When I went into labor naturally the next morning, I texted her while waiting for my contractions to reach the five minute mark to let her know she should grab my grandfather and hurry to the airport. That's when, as recounted in my blog about my labor experience, she informed me she would be unable to make it due to having the flu. I was upset by this but had bringing a new life into the world to distract me from how sad the idea really was -- for her to miss the birth of her grandson. She promised to make the trip to meet him as soon as she could.

The days after delivery all sort of blurred together. One week turned into two and before I knew it, it was Halloween. My favorite holiday next to Thanksgiving. My grandfather was at my mom's house, so we decided to Skype. He doesn't know how to operate the program, so the only time he gets to see me is when he visits my mom's house, two states away from where he lives normally. I was really excited to introduce them to Jude in real-time. It was also nice because I could also introduce them to Aaron's parents, who were over at the time. They've been wanting to meet for a while now, so this would be perfect. Unfortunately with company over and with mommy duty never ending, I ran out of hours in the day and we had to postpone the call until the following day.

The next day, I got my mom and grandfather on Skype. I was so happy to see them both. It had been a tough few weeks postpartum. Adjusting to life as a parent is no easy feat. Seeing my own parent was extremely comforting. She did it alone. Immediately I knew something was off. My mother, who has never worn a hat in her life, was in one. "You're in a cap," I remarked curiously.

"I am," she responded. I shook the strangeness out of my mind, because she's not opposed to trying new things and introduced her to new grandson and Aaron's parents. Then she teared up a little and apologized for having to tell me this way, with company present. I boggled for a minute, wondering what she meant, and then she simply blurted out the news, "I have cancer."

Anyone who knows me knows how rarely I cry. Especially in front of other people. Yet the moment that word left her lips I just burst into tears. Unable to hug my mom, I hugged Aaron's. Aaron appeared from the back room and guided me into the bedroom for some privacy, baby in one hand, phone in the other. There my mom and grandfather tried to console me and the only reason I was able to regain composure was due to this singular thought: she has cancer and yet she's the one trying to comfort me. How ridiculous.
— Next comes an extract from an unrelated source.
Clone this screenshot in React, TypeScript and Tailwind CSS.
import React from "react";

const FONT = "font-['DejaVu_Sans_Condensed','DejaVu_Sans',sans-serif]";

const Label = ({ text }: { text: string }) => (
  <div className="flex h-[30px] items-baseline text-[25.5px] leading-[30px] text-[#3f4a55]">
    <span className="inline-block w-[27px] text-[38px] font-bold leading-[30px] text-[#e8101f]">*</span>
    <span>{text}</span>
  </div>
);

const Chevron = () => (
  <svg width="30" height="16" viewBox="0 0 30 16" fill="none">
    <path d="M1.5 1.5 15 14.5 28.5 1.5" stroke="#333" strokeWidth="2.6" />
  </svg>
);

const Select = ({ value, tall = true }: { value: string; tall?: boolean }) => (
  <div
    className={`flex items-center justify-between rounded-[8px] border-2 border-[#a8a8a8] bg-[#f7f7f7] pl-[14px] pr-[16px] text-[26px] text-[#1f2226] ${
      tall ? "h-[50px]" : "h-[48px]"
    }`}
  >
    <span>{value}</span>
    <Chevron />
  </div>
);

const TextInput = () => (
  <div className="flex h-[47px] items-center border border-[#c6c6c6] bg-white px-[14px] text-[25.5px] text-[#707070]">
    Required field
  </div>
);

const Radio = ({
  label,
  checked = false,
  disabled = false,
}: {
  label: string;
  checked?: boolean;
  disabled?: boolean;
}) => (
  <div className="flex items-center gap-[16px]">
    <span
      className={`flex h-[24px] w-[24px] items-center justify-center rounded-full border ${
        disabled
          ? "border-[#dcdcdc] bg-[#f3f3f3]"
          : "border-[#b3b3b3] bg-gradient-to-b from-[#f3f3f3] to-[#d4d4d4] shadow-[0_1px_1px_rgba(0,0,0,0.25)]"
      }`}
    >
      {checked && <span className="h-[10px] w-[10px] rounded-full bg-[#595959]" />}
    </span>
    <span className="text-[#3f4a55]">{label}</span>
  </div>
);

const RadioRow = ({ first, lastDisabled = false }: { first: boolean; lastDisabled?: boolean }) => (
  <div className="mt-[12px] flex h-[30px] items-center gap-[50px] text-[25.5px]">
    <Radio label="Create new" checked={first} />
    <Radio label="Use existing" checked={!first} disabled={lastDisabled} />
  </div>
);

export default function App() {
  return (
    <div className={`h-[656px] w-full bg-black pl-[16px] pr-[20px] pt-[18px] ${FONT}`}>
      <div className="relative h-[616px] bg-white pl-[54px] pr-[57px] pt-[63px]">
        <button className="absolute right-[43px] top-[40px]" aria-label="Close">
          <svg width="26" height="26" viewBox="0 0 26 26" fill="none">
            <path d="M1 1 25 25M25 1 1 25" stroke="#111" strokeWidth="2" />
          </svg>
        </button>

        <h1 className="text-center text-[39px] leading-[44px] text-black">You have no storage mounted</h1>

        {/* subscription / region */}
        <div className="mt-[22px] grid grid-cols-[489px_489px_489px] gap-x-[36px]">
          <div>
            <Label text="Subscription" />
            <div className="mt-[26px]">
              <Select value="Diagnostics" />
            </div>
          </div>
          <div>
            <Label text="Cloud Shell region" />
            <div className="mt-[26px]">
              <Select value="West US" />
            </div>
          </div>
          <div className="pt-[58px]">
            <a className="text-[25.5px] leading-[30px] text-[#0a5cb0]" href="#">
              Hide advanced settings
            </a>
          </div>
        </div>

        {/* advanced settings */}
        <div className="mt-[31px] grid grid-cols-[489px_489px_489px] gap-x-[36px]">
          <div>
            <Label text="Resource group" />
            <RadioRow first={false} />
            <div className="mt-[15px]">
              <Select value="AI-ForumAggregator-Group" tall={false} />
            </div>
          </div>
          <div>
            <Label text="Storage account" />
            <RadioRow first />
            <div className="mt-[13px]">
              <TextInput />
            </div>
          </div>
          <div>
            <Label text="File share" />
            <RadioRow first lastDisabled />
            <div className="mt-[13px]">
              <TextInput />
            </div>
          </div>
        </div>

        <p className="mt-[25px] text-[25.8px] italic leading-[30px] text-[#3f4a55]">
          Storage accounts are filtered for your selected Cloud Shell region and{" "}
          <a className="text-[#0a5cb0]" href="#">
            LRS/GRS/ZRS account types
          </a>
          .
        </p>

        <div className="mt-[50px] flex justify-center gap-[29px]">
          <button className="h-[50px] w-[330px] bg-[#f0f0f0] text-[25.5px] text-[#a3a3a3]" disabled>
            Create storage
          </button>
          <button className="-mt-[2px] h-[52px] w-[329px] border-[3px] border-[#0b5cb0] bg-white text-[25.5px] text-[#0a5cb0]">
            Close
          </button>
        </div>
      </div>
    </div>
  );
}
She assured me she was responding well to treatment and revealed that she had known for some time now. She made up the story about having the flu because she didn't want me to relate the birth of my first child to her having cancer. Then she removed her hat to show her bald head, having already lost all of her hair to the chemo. All of her lovely red hair. She looked good though. Her skin was luminous and her eyes were bright. Illness and radiation hadn't made her any less beautiful.
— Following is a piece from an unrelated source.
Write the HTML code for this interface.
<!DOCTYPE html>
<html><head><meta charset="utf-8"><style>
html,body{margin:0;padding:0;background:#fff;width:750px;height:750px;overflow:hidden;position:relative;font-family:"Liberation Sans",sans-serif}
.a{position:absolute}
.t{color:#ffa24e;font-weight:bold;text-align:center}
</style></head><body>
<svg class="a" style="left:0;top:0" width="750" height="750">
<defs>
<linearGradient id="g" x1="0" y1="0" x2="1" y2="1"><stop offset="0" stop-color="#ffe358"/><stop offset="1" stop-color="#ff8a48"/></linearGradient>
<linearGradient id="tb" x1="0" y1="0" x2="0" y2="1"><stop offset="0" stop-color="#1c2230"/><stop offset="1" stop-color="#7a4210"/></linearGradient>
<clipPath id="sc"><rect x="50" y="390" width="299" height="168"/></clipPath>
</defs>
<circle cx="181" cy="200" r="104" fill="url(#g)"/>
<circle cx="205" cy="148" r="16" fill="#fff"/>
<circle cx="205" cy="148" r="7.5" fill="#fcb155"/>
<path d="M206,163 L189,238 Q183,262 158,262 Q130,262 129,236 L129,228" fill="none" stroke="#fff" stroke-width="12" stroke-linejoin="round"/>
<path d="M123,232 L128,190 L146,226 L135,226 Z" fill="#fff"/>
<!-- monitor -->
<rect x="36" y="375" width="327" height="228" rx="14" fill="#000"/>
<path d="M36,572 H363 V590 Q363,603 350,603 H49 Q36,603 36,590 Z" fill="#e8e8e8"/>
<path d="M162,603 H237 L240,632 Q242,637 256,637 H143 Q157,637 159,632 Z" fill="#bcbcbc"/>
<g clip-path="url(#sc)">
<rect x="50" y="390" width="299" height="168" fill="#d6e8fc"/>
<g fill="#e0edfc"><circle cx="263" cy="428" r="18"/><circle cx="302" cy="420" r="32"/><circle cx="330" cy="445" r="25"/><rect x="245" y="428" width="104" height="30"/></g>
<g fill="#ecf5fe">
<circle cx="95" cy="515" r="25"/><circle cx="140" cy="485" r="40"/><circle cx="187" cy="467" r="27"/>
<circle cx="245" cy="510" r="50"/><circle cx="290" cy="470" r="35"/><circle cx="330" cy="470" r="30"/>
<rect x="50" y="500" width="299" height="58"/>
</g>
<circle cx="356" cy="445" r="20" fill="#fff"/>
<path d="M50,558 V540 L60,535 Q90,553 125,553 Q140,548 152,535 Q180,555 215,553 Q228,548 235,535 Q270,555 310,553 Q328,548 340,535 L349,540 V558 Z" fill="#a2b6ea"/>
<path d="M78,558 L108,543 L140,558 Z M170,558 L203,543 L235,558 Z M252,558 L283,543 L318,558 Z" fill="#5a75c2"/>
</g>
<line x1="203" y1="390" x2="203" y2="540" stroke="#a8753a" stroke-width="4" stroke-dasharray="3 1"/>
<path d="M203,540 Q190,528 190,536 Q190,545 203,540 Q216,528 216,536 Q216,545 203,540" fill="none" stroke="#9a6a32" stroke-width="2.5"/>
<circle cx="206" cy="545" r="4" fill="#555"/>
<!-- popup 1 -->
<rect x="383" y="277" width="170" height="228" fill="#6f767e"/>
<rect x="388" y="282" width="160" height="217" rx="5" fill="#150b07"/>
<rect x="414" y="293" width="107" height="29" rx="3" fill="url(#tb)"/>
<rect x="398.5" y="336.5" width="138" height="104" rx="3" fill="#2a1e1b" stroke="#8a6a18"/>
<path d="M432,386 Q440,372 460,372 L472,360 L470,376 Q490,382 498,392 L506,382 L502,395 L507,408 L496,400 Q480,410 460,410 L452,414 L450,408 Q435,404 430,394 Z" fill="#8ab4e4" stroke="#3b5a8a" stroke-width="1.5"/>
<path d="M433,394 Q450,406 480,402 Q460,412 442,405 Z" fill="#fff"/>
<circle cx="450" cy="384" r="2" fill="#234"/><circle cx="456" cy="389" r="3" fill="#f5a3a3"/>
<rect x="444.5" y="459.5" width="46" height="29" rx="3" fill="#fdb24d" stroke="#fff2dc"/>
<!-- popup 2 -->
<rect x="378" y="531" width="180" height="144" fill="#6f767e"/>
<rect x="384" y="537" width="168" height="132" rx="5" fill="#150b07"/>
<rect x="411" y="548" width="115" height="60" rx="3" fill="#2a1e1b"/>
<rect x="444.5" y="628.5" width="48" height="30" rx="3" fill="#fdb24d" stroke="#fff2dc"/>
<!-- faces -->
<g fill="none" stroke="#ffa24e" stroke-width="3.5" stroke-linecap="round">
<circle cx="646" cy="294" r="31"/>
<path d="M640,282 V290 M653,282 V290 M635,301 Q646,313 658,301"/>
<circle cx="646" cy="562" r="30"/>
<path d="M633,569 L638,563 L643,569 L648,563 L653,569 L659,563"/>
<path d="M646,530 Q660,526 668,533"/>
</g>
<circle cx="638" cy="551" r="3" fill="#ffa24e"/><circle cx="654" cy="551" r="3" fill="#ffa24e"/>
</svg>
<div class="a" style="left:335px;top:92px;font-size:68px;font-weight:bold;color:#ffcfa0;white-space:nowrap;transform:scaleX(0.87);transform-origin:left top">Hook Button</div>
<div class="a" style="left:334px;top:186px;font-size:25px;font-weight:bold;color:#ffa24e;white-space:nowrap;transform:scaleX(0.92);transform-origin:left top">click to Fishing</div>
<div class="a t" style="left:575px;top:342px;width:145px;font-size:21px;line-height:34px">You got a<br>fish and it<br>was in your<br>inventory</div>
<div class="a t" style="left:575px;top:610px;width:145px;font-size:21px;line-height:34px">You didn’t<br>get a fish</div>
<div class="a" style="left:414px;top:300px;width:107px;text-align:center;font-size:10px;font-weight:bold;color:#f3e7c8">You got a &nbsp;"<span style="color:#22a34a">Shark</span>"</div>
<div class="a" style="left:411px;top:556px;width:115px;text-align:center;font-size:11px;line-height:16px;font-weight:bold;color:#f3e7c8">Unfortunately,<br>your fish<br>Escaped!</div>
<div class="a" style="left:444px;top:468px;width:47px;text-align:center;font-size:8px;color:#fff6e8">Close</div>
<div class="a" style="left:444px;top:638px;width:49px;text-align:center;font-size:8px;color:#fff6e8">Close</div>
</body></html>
Since then I've learned it's lymphoma, a very aggressive form of cancer, but also completely curable if caught in time. So there is hope. It will be a while before she can come out here, since she has to plan the trip around the breaks in her chemotherapy, but with any luck I'll be able to hug her directly after the holidays.

In the meanwhile, anyone have any particularly delicious recipes with ginger as the main ingredient? Cookies, tea, muffins, etc.? Easing her nausea from the radiation would be a fabulous gift. More  immediately useful than prayers or wishes (though please send those too).